— START Data to use —
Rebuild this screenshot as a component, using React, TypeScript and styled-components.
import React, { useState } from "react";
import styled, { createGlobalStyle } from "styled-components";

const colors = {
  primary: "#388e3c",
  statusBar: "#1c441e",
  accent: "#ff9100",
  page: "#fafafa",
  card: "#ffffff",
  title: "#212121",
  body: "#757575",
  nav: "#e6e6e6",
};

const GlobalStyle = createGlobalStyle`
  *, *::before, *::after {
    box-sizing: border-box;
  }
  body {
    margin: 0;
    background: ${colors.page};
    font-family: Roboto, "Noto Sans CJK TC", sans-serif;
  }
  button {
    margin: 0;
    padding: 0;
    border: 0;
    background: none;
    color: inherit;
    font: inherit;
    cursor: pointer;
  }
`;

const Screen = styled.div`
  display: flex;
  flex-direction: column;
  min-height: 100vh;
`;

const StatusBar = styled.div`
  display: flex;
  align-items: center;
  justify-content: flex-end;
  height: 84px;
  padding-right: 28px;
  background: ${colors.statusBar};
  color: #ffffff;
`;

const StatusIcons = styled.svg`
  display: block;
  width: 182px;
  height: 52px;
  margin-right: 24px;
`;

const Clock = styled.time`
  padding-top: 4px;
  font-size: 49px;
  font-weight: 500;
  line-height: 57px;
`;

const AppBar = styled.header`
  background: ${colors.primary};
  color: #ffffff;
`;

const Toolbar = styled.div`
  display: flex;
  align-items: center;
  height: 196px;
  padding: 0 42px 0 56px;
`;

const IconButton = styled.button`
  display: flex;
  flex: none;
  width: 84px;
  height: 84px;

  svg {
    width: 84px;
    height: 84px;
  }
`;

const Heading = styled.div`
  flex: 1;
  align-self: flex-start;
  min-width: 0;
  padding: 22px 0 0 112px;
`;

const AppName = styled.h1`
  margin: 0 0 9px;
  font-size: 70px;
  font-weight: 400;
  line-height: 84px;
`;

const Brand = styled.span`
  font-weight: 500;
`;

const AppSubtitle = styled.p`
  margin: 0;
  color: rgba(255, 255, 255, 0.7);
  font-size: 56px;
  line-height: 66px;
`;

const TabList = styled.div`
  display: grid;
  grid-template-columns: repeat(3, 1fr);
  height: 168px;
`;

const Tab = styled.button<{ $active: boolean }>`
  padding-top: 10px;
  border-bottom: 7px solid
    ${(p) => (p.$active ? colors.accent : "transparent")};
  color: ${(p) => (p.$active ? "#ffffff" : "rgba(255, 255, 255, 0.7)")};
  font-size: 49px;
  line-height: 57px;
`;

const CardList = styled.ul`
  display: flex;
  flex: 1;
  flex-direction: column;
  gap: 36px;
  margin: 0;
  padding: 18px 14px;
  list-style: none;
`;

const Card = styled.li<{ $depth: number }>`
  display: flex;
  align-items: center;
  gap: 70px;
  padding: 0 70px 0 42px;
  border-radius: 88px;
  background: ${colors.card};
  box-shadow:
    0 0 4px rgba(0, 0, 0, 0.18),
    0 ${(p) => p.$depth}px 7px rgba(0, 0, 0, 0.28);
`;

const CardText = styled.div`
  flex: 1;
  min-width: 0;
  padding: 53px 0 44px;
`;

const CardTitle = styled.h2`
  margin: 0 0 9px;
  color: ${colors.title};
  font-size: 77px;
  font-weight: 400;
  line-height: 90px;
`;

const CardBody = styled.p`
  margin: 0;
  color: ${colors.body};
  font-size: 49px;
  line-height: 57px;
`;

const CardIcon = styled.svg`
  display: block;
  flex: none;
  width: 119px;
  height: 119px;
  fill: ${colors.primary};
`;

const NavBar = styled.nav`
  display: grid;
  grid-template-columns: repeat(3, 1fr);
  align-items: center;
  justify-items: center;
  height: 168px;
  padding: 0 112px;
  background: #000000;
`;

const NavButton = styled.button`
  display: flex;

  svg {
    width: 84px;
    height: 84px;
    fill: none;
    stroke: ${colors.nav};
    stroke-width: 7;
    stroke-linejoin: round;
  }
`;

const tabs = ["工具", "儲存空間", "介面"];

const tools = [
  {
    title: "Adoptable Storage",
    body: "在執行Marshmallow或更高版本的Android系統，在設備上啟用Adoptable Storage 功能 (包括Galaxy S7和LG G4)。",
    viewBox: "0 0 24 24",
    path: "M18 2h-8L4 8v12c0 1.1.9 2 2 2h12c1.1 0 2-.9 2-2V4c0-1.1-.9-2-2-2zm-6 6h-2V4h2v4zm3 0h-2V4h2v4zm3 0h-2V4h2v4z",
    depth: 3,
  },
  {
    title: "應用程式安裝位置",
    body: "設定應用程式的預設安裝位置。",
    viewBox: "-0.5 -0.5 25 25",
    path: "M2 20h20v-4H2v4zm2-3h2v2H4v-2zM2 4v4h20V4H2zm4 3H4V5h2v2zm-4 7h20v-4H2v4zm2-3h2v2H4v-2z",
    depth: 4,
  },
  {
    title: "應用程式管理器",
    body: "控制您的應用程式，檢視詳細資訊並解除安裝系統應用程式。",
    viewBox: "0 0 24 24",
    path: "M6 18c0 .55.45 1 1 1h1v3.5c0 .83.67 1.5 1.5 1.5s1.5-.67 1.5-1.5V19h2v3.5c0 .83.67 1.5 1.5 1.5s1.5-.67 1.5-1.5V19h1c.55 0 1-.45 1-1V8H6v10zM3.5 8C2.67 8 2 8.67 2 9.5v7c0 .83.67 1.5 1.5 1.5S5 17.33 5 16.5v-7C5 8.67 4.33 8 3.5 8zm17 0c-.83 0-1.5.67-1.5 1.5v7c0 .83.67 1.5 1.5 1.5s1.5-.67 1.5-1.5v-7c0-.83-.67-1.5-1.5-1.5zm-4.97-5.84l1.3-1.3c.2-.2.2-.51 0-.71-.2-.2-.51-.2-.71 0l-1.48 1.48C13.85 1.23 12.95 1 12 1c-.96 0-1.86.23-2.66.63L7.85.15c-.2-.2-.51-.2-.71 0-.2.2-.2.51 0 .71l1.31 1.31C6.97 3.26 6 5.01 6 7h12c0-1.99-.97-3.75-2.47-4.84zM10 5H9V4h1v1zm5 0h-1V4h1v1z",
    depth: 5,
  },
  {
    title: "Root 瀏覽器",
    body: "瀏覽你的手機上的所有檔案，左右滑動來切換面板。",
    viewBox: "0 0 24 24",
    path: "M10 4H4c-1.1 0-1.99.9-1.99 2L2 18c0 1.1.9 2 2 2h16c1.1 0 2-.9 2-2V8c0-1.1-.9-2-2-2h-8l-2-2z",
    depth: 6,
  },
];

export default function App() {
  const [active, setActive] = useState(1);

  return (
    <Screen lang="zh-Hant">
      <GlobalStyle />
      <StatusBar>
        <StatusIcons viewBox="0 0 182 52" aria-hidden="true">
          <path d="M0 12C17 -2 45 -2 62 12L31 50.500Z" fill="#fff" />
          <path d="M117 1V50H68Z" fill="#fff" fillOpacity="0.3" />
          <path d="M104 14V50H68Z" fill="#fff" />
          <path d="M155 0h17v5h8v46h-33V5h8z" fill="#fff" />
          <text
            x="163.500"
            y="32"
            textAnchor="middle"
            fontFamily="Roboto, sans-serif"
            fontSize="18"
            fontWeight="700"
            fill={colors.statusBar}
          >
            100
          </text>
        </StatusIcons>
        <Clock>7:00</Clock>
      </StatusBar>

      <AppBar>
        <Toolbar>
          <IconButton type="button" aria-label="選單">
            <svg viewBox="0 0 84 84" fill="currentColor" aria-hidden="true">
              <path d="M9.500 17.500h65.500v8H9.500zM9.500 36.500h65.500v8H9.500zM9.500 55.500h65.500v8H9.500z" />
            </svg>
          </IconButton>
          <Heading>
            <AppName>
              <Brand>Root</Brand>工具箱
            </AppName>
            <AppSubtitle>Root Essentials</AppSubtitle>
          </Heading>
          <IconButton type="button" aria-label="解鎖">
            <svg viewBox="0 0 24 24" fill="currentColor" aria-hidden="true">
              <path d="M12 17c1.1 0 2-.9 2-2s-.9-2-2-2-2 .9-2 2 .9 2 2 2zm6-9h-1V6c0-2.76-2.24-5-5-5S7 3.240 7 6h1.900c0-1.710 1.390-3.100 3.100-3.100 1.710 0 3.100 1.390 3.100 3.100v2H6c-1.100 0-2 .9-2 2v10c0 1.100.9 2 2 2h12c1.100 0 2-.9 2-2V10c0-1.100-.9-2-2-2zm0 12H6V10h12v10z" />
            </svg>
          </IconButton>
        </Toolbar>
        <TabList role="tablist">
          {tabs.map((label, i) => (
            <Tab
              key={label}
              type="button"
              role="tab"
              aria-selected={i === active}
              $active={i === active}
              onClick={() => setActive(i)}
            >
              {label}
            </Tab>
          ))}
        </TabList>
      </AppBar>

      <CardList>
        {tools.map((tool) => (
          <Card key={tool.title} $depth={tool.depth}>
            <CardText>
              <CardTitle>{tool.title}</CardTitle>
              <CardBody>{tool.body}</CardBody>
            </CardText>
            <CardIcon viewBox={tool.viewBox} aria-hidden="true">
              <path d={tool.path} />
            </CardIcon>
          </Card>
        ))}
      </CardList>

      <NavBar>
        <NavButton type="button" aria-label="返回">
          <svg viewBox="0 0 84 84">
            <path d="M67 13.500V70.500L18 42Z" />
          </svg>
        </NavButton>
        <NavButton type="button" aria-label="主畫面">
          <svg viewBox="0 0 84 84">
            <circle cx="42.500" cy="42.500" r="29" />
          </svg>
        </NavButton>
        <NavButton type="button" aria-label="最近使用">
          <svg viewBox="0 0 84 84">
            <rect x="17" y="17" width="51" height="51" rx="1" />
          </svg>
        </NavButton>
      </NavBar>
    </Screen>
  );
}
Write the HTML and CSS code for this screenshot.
— END Data to use —
- _What needs to be done_: State only the number of lines in these entries that contain "screenshot".

- _Solution_: 2